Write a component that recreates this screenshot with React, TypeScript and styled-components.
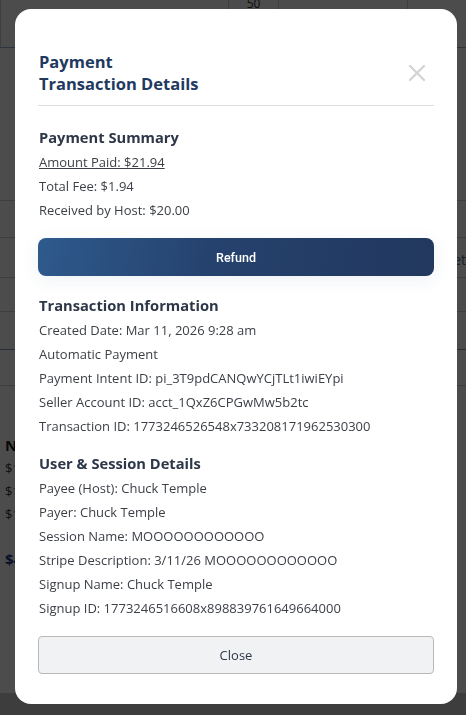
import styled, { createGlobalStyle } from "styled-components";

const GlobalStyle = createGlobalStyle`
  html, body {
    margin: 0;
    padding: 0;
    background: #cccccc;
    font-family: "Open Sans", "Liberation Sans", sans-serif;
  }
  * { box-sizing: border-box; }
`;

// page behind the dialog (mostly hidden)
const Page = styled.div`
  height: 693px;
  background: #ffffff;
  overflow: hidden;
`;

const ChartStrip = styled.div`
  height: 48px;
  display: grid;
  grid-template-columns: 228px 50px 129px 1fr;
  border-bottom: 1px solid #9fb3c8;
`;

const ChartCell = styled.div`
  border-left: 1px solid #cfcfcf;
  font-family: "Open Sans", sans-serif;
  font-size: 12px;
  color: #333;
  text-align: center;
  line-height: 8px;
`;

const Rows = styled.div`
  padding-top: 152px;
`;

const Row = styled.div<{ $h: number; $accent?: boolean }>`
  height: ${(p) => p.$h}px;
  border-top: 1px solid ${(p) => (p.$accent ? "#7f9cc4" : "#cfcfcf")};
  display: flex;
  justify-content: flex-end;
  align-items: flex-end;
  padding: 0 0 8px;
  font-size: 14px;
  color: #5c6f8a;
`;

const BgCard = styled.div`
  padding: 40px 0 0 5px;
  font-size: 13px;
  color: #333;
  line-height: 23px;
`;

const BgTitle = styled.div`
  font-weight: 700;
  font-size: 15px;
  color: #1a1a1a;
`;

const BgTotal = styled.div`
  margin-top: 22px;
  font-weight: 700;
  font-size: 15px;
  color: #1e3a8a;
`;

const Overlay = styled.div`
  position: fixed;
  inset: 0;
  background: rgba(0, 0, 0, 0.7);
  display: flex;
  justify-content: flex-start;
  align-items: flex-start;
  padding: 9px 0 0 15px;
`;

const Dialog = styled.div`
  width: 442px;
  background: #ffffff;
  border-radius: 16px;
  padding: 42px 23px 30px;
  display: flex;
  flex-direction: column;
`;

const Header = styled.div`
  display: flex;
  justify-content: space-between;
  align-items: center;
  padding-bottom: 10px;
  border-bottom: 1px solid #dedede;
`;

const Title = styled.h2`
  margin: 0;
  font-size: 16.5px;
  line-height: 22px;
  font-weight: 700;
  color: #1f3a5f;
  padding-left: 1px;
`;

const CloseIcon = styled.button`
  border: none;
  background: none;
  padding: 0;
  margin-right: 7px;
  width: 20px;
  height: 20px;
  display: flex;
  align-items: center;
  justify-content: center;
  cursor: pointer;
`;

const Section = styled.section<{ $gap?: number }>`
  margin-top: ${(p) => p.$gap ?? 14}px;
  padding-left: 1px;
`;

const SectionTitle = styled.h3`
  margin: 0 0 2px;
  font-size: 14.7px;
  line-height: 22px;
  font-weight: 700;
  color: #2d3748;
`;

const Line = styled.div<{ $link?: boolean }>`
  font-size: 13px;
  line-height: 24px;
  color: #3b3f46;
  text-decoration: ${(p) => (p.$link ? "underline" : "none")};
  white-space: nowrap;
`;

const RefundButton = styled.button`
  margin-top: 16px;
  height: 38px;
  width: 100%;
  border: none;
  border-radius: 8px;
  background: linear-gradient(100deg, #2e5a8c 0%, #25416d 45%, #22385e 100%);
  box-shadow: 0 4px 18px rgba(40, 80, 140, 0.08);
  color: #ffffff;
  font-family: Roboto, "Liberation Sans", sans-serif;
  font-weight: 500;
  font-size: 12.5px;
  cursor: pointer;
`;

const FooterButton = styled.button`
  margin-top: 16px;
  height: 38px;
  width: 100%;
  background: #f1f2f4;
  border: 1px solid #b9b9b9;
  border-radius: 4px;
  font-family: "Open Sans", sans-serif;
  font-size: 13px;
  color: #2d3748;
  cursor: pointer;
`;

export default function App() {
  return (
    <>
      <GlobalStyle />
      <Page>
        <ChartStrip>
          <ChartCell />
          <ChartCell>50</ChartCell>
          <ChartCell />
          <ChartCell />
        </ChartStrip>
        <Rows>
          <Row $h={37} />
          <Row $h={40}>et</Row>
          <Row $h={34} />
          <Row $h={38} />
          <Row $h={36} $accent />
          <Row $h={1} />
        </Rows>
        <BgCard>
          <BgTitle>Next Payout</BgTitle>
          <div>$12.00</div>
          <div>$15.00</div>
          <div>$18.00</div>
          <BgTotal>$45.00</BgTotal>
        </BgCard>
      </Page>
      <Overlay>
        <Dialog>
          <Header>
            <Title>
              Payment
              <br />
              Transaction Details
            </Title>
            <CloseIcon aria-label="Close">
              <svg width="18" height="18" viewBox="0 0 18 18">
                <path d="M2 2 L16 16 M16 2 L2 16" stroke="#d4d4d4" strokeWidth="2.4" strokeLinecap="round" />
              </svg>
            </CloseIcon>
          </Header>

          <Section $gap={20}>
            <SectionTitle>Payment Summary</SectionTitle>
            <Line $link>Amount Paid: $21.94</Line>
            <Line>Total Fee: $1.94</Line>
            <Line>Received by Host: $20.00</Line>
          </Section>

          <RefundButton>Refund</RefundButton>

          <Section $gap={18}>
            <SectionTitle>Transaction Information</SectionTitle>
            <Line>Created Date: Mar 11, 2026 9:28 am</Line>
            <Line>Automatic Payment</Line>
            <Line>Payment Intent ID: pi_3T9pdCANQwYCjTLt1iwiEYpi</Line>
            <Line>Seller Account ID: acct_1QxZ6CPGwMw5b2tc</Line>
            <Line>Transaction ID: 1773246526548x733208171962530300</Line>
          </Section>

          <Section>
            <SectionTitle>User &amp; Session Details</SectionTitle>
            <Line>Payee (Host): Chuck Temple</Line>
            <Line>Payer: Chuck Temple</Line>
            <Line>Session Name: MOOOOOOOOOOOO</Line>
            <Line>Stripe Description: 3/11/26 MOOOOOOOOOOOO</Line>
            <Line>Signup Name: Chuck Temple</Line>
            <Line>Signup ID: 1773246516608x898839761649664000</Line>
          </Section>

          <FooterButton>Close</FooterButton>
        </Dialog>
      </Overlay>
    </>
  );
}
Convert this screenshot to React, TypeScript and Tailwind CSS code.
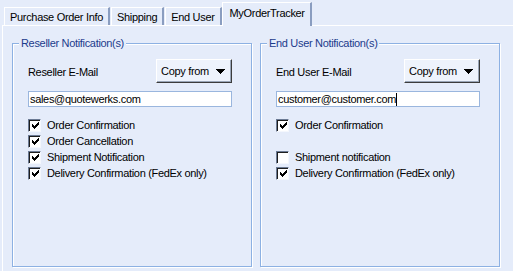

◆ ◆ ◆ ◆ ◆ ◆ ◆

→ **DIRECTION**
Give the entries again word for word, but skip the pictures.

→ **SOLUTION BELOW**
Write a component that recreates this screenshot with React, TypeScript and styled-components.
import styled, { createGlobalStyle } from "styled-components";

const GlobalStyle = createGlobalStyle`
  html, body {
    margin: 0;
    padding: 0;
    background: #cccccc;
    font-family: "Open Sans", "Liberation Sans", sans-serif;
  }
  * { box-sizing: border-box; }
`;

// page behind the dialog (mostly hidden)
const Page = styled.div`
  height: 693px;
  background: #ffffff;
  overflow: hidden;
`;

const ChartStrip = styled.div`
  height: 48px;
  display: grid;
  grid-template-columns: 228px 50px 129px 1fr;
  border-bottom: 1px solid #9fb3c8;
`;

const ChartCell = styled.div`
  border-left: 1px solid #cfcfcf;
  font-family: "Open Sans", sans-serif;
  font-size: 12px;
  color: #333;
  text-align: center;
  line-height: 8px;
`;

const Rows = styled.div`
  padding-top: 152px;
`;

const Row = styled.div<{ $h: number; $accent?: boolean }>`
  height: ${(p) => p.$h}px;
  border-top: 1px solid ${(p) => (p.$accent ? "#7f9cc4" : "#cfcfcf")};
  display: flex;
  justify-content: flex-end;
  align-items: flex-end;
  padding: 0 0 8px;
  font-size: 14px;
  color: #5c6f8a;
`;

const BgCard = styled.div`
  padding: 40px 0 0 5px;
  font-size: 13px;
  color: #333;
  line-height: 23px;
`;

const BgTitle = styled.div`
  font-weight: 700;
  font-size: 15px;
  color: #1a1a1a;
`;

const BgTotal = styled.div`
  margin-top: 22px;
  font-weight: 700;
  font-size: 15px;
  color: #1e3a8a;
`;

const Overlay = styled.div`
  position: fixed;
  inset: 0;
  background: rgba(0, 0, 0, 0.7);
  display: flex;
  justify-content: flex-start;
  align-items: flex-start;
  padding: 9px 0 0 15px;
`;

const Dialog = styled.div`
  width: 442px;
  background: #ffffff;
  border-radius: 16px;
  padding: 42px 23px 30px;
  display: flex;
  flex-direction: column;
`;

const Header = styled.div`
  display: flex;
  justify-content: space-between;
  align-items: center;
  padding-bottom: 10px;
  border-bottom: 1px solid #dedede;
`;

const Title = styled.h2`
  margin: 0;
  font-size: 16.5px;
  line-height: 22px;
  font-weight: 700;
  color: #1f3a5f;
  padding-left: 1px;
`;

const CloseIcon = styled.button`
  border: none;
  background: none;
  padding: 0;
  margin-right: 7px;
  width: 20px;
  height: 20px;
  display: flex;
  align-items: center;
  justify-content: center;
  cursor: pointer;
`;

const Section = styled.section<{ $gap?: number }>`
  margin-top: ${(p) => p.$gap ?? 14}px;
  padding-left: 1px;
`;

const SectionTitle = styled.h3`
  margin: 0 0 2px;
  font-size: 14.7px;
  line-height: 22px;
  font-weight: 700;
  color: #2d3748;
`;

const Line = styled.div<{ $link?: boolean }>`
  font-size: 13px;
  line-height: 24px;
  color: #3b3f46;
  text-decoration: ${(p) => (p.$link ? "underline" : "none")};
  white-space: nowrap;
`;

const RefundButton = styled.button`
  margin-top: 16px;
  height: 38px;
  width: 100%;
  border: none;
  border-radius: 8px;
  background: linear-gradient(100deg, #2e5a8c 0%, #25416d 45%, #22385e 100%);
  box-shadow: 0 4px 18px rgba(40, 80, 140, 0.08);
  color: #ffffff;
  font-family: Roboto, "Liberation Sans", sans-serif;
  font-weight: 500;
  font-size: 12.5px;
  cursor: pointer;
`;

const FooterButton = styled.button`
  margin-top: 16px;
  height: 38px;
  width: 100%;
  background: #f1f2f4;
  border: 1px solid #b9b9b9;
  border-radius: 4px;
  font-family: "Open Sans", sans-serif;
  font-size: 13px;
  color: #2d3748;
  cursor: pointer;
`;

export default function App() {
  return (
    <>
      <GlobalStyle />
      <Page>
        <ChartStrip>
          <ChartCell />
          <ChartCell>50</ChartCell>
          <ChartCell />
          <ChartCell />
        </ChartStrip>
        <Rows>
          <Row $h={37} />
          <Row $h={40}>et</Row>
          <Row $h={34} />
          <Row $h={38} />
          <Row $h={36} $accent />
          <Row $h={1} />
        </Rows>
        <BgCard>
          <BgTitle>Next Payout</BgTitle>
          <div>$12.00</div>
          <div>$15.00</div>
          <div>$18.00</div>
          <BgTotal>$45.00</BgTotal>
        </BgCard>
      </Page>
      <Overlay>
        <Dialog>
          <Header>
            <Title>
              Payment
              <br />
              Transaction Details
            </Title>
            <CloseIcon aria-label="Close">
              <svg width="18" height="18" viewBox="0 0 18 18">
                <path d="M2 2 L16 16 M16 2 L2 16" stroke="#d4d4d4" strokeWidth="2.4" strokeLinecap="round" />
              </svg>
            </CloseIcon>
          </Header>

          <Section $gap={20}>
            <SectionTitle>Payment Summary</SectionTitle>
            <Line $link>Amount Paid: $21.94</Line>
            <Line>Total Fee: $1.94</Line>
            <Line>Received by Host: $20.00</Line>
          </Section>

          <RefundButton>Refund</RefundButton>

          <Section $gap={18}>
            <SectionTitle>Transaction Information</SectionTitle>
            <Line>Created Date: Mar 11, 2026 9:28 am</Line>
            <Line>Automatic Payment</Line>
            <Line>Payment Intent ID: pi_3T9pdCANQwYCjTLt1iwiEYpi</Line>
            <Line>Seller Account ID: acct_1QxZ6CPGwMw5b2tc</Line>
            <Line>Transaction ID: 1773246526548x733208171962530300</Line>
          </Section>

          <Section>
            <SectionTitle>User &amp; Session Details</SectionTitle>
            <Line>Payee (Host): Chuck Temple</Line>
            <Line>Payer: Chuck Temple</Line>
            <Line>Session Name: MOOOOOOOOOOOO</Line>
            <Line>Stripe Description: 3/11/26 MOOOOOOOOOOOO</Line>
            <Line>Signup Name: Chuck Temple</Line>
            <Line>Signup ID: 1773246516608x898839761649664000</Line>
          </Section>

          <FooterButton>Close</FooterButton>
        </Dialog>
      </Overlay>
    </>
  );
}
Convert this screenshot to React, TypeScript and Tailwind CSS code.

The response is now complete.